MOODY'S DOWNGRADES MONMOUTH COLLEGE'S (IL) RATING TO Baa1 FROM A3; OUTLOOK REVISED TO NEGATIVE FROM STABLE

16 Sep 2011

RATING ACTION IMPACTS $3.5 MILLION OF RATED DEBT

Monmouth (City of) IL
Higher Education
IL

Opinion

NEW YORK, Sep 16, 2011 -- Moody's Investors Service has downgraded its rating to Baa1 from A3 on Monmouth College's ("Monmouth") outstanding Series 2000 bonds issued through the City of Monmouth. Please refer to the RATED DEBT section of this report for a complete listing of total rated debt outstanding. The outlook has been revised to negative from stable.

SUMMARY RATING RATIONALE

The downgrade to the Baa1 rating reflects pressure on the College's enrollment coupled with operating in a highly competitive market environment, tightening of operating performance, increase in variable rate debt with cross default provisions, and thin liquidity to cover demand debt. The negative outlook reflects weakening in the market position evidenced by enrollment declines and pressure on the College's operating performance.

CHALLENGES

*Small operating base and heavily reliant on student charges (tuition, fees, and auxiliaries) which contributed 80% of total operating revenues in FY 2010, necessitating the increased importance of meeting enrollment targets and growing net tuition revenue.

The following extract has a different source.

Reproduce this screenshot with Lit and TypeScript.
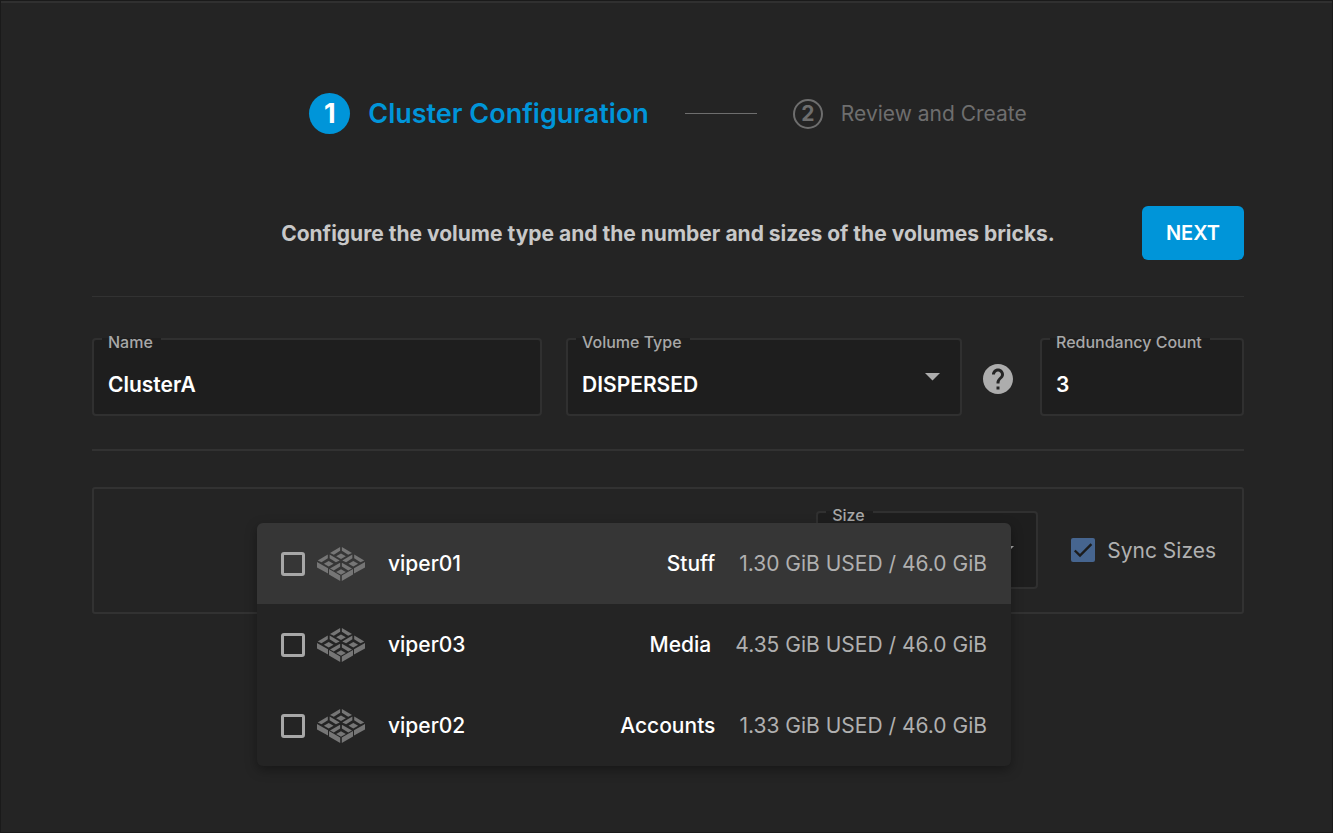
import { LitElement, html, svg, css } from "lit";
import { customElement, property, state } from "lit/decorators.js";

const FONT = css`Inter, "Open Sans", sans-serif`;

interface Node {
  id: string;
  pool: string;
  usage: string;
}

@customElement("brick-icon")
export class BrickIcon extends LitElement {
  static styles = css`
    :host {
      display: block;
      width: 48px;
      height: 34px;
    }
    svg {
      display: block;
      fill: #767676;
    }
  `;

  private tray(x: number, y: number) {
    return svg`<g transform="translate(${x} ${y})">
      <path d="M-11 -3.4L-.9 -9.3V-5.6L-7.2 -1.6Z" />
      <path d="M11 -3.4L.9 -9.3V-5.6L7.2 -1.6Z" />
      <path d="M-4.8 0L0 -2.7L4.8 0L0 2.7Z" />
    </g>`;
  }

  render() {
    return html`<svg width="48" height="34" viewBox="0 0 48 34" aria-hidden="true">
      ${this.tray(24, 9.3)} ${this.tray(11.7, 16.8)} ${this.tray(36.3, 16.8)} ${this.tray(24, 25)}
      <path d="M0 15L11 21.2V26.6L0 20.4Z" />
      <path d="M12 22L23.2 28.4V34L12 27.6Z" />
      <path d="M48 15L37 21.2V26.6L48 20.4Z" />
      <path d="M36 22L24.8 28.4V34L36 27.6Z" />
    </svg>`;
  }
}

@customElement("node-menu")
export class NodeMenu extends LitElement {
  static styles = css`
    :host {
      display: block;
      background: #242424;
      border-radius: 6px;
      overflow: hidden;
      box-shadow: 0 4px 12px rgba(0, 0, 0, 0.35);
      font-family: ${FONT};
    }
    .row {
      display: flex;
      align-items: center;
      height: 81px;
      padding: 0 24px;
      font-size: 21px;
      cursor: pointer;
    }
    .row.active {
      background: #363636;
    }
    .box {
      appearance: none;
      box-sizing: border-box;
      width: 24px;
      height: 24px;
      margin: 0 12px 0 0;
      border: 3px solid #a7a7a7;
      border-radius: 3px;
    }
    .box:checked {
      background: #46658f;
      border-color: #46658f;
    }
    .name {
      flex: 1;
      margin-left: 23px;
      color: #fff;
      font-weight: 500;
    }
    .pool {
      color: #fff;
      font-weight: 500;
    }
    .usage {
      margin-left: 24px;
      color: #b0b0b0;
    }
  `;

  @property({ attribute: false }) nodes: Node[] = [];
  @state() private active = 0;

  render() {
    return this.nodes.map(
      (n, i) => html`<label
        class="row ${i === this.active ? "active" : ""}"
        @mouseenter=${() => (this.active = i)}
      >
        <input class="box" type="checkbox" name=${n.id} />
        <brick-icon></brick-icon>
        <span class="name">${n.id}</span>
        <span class="pool">${n.pool}</span>
        <span class="usage">${n.usage}</span>
      </label>`
    );
  }
}

@customElement("app-root")
export class AppRoot extends LitElement {
  static styles = css`
    :host {
      display: block;
      box-sizing: border-box;
      min-height: 100vh;
      background: #242424;
      border: 1px solid #1a1a1a;
      color: #c8c8c8;
      font-family: ${FONT};
    }
    * {
      box-sizing: border-box;
    }
    main {
      border-top: 2px solid #303030;
      padding: 90px 88px 40px 91px;
    }
    .steps {
      display: flex;
      align-items: center;
      justify-content: center;
      height: 41px;
      margin: 0;
      padding: 0;
      list-style: none;
    }
    .step {
      display: flex;
      align-items: center;
      gap: 18px;
      font-size: 21px;
      color: #6e6e6e;
    }
    .step.current {
      font-size: 27px;
      font-weight: 600;
      color: #0095d9;
    }
    .num {
      display: grid;
      place-items: center;
      width: 30px;
      height: 30px;
      border: 2px solid #6e6e6e;
      border-radius: 50%;
      font-weight: 700;
    }
    .current .num {
      width: 41px;
      height: 41px;
      border: 0;
      background: #0095d9;
      color: #fff;
    }
    .rule {
      width: 72px;
      height: 1px;
      margin: 0 36px;
      background: #6e6e6e;
    }
    .intro {
      display: grid;
      grid-template-columns: 1fr auto 1fr;
      align-items: center;
      margin-top: 72px;
      padding-bottom: 36px;
      border-bottom: 1px solid #323232;
    }
    .lead {
      grid-column: 2;
      margin: 0;
      font-size: 21px;
      font-weight: 700;
    }
    .next {
      justify-self: end;
      height: 54px;
      padding: 0 24px;
      border: 0;
      border-radius: 6px;
      background: #0095d9;
      color: #fff;
      font: 600 20px ${FONT};
    }
    .fields {
      display: grid;
      grid-template-columns: 450fr 450fr 204fr;
      gap: 24px;
      padding: 41px 0 33px;
      border-bottom: 2px solid #323232;
    }
    .typed {
      display: flex;
      align-items: center;
      gap: 21px;
      padding-right: 3px;
    }
    .typed .field {
      flex: 1;
    }
    .field {
      position: relative;
      height: 78px;
      background: #1e1e1e;
      border: 2px solid #303030;
      border-radius: 4px;
    }
    .caption {
      position: absolute;
      top: -2px;
      left: 8px;
      height: 8px;
      padding: 0 8px 0 6px;
      background: #1e1e1e;
      color: #a8a8a8;
      font-size: 16px;
      font-weight: 500;
      line-height: 8px;
    }
    .control {
      display: block;
      appearance: none;
      width: 100%;
      height: 100%;
      margin: 0;
      padding: 14px 14px 0;
      border: 0;
      outline: 0;
      background: none;
      color: #fff;
      font: 600 21px ${FONT};
    }
    .arrow {
      position: absolute;
      right: 20px;
      top: 33px;
      fill: #adadad;
      pointer-events: none;
    }
    .help {
      display: block;
      width: 30px;
      height: 30px;
      margin-top: 4px;
      padding: 0;
      border: 0;
      background: none;
    }
    .help svg {
      display: block;
      fill: #adadad;
    }
    .card {
      position: relative;
      display: flex;
      align-items: center;
      justify-content: flex-end;
      gap: 33px;
      margin-top: 36px;
      padding: 22px 26px 23px;
      border: 2px solid #323232;
      border-radius: 3px;
    }
    .size {
      width: 222px;
    }
    .size .arrow {
      right: 22px;
    }
    .sync {
      display: flex;
      align-items: center;
      gap: 12px;
      color: #b0b0b0;
      font-size: 21px;
    }
    .tick {
      display: grid;
    }
    .tick > * {
      grid-area: 1 / 1;
    }
    .tick input {
      appearance: none;
      width: 24px;
      height: 24px;
      margin: 0;
      border: 3px solid #a7a7a7;
      border-radius: 2px;
    }
    .tick input:checked {
      border: 0;
      background: #46658f;
    }
    .tick svg {
      fill: none;
      stroke: #1c1c1c;
      stroke-width: 2.4;
      pointer-events: none;
    }
    .menu {
      position: absolute;
      top: 34px;
      left: 163px;
      right: 231px;
    }
  `;

  private nodes: Node[] = [
    { id: "viper01", pool: "Stuff", usage: "1.30 GiB USED / 46.0 GiB" },
    { id: "viper03", pool: "Media", usage: "4.35 GiB USED / 46.0 GiB" },
    { id: "viper02", pool: "Accounts", usage: "1.33 GiB USED / 46.0 GiB" },
  ];

  private arrow() {
    return html`<svg class="arrow" width="15" height="8" viewBox="0 0 15 8" aria-hidden="true">
      <path d="M0 0H15L7.5 7.5Z" />
    </svg>`;
  }

  render() {
    return html`<main>
      <ol class="steps">
        <li class="step current"><span class="num">1</span>Cluster Configuration</li>
        <li class="rule" role="presentation"></li>
        <li class="step"><span class="num">2</span>Review and Create</li>
      </ol>

      <div class="intro">
        <p class="lead">Configure the volume type and the number and sizes of the volumes bricks.</p>
        <button class="next" type="button">NEXT</button>
      </div>

      <div class="fields">
        <div class="field">
          <label class="caption" for="name">Name</label>
          <input class="control" id="name" type="text" value="ClusterA" />
        </div>
        <div class="typed">
          <div class="field">
            <label class="caption" for="type">Volume Type</label>
            <select class="control" id="type">
              <option>DISPERSED</option>
            </select>
            ${this.arrow()}
          </div>
          <button class="help" type="button" aria-label="Help">
            <svg width="30" height="30" viewBox="2 2 20 20" aria-hidden="true">
              <path
                d="M12 2C6.48 2 2 6.48 2 12s4.48 10 10 10 10-4.48 10-10S17.52 2 12 2zm1 17h-2v-2h2v2zm2.07-7.75l-.9.92C13.45 12.9 13 13.5 13 15h-2v-.5c0-1.1.45-2.1 1.17-2.83l1.24-1.26c.37-.36.59-.86.59-1.41 0-1.1-.9-2-2-2s-2 .9-2 2H8c0-2.21 1.79-4 4-4s4 1.79 4 4c0 .88-.36 1.68-.93 2.25z"
              />
            </svg>
          </button>
        </div>
        <div class="field">
          <label class="caption" for="redundancy">Redundancy Count</label>
          <input class="control" id="redundancy" type="text" inputmode="numeric" value="3" />
        </div>
      </div>

      <section class="card">
        <div class="field size">
          <label class="caption" for="size">Size</label>
          <select class="control" id="size"></select>
          ${this.arrow()}
        </div>
        <label class="sync">
          <span class="tick">
            <input type="checkbox" checked />
            <svg width="24" height="24" viewBox="0 0 24 24" aria-hidden="true">
              <path d="M3.8 12.5L9 17.6L20.4 6.2" />
            </svg>
          </span>
          Sync Sizes
        </label>
        <node-menu class="menu" .nodes=${this.nodes}></node-menu>
      </section>
    </main>`;
  }
}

*Highly competitive market environment, particularly among regional liberal arts colleges and lower-priced public institutions, evidenced by an 52% elevated discount rate in FY 2010 that is estimated to be 53% in FY 2011, coupled with a second consecutive year of enrollment declines with the recent fall 2011 class.

*Variable rate exposure of 88% of total debt, including a $10 million bank qualified loan and $14.9 million of its debt supported by letters of credit, adds risk to the credit profile, as the College's balance sheet resources could be weakened from certain types of draws on the letter of credit or events of default. Based on FY 2011 draft financials, approximately 88% of the College's debt is in variable rate mode.

*Limited liquidity based on Moody's calculation of monthly liquidity, in FY 2010 the College had $10.1 million in liquid unrestricted cash and investments (funds available within 30 days), which covered 68% of its $14.9 million of demand debt. However, the College held approximately $17.6 million of accumulated unrealized gains in its temporarily restricted net assets, which could be used with board authorization.

STRENGTHS

*Favorable operating performance generating a three-year operating margin of 6.2% from FY 2008-FY 2010 and healthy cash flow margin which averaged 24% over that same time period, but operating performance has weakened in recent years.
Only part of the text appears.